En un sens, les armes de destruction massive (ADM) en Irak ont aussi été des armes de distraction massive. Sans aucun doute, le Président George W. Bush et le Premier ministre Tony Blair étaient convaincus, lorsqu’ils ont décidé de lancer une guerre préventive, que Saddam Hussein possédait de telles armes, ou avait les moyens d’en produire. Les craintes portaient tout particulièrement sur les armes chimiques et bactériologiques.

Pourtant, les ADM n’étaient pas la seule motivation de cette guerre. Les deux chefs d’Etat étaient scandalisés par les exactions du dictateur et pensaient que son renversement marquerait l’avènement de la démocratie en Irak. Ils espéraient par la même occasion créer un climat de stabilité qui contribuerait à la résolution d’autres conflits dans la région, tout en garantissant un flux ininterrompu de pétrole.

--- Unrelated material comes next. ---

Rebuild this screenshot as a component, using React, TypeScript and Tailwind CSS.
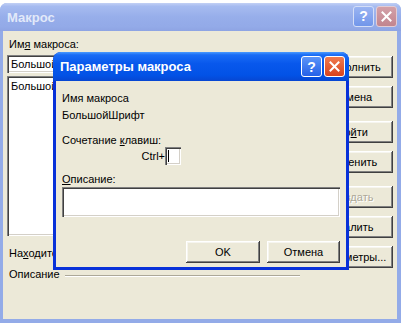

Il n’est pas condamnable en soi d’avoir des motivations ambivalentes. C’est là une complexité très humaine. La véritable question est de savoir si la démocratie peut vraiment provoquer de tels résultats, et si le déploiement de missiles et de chars d’assaut est la meilleure façon d’apporter la démocratie à un pays opprimé depuis longtemps par un régime dictatorial.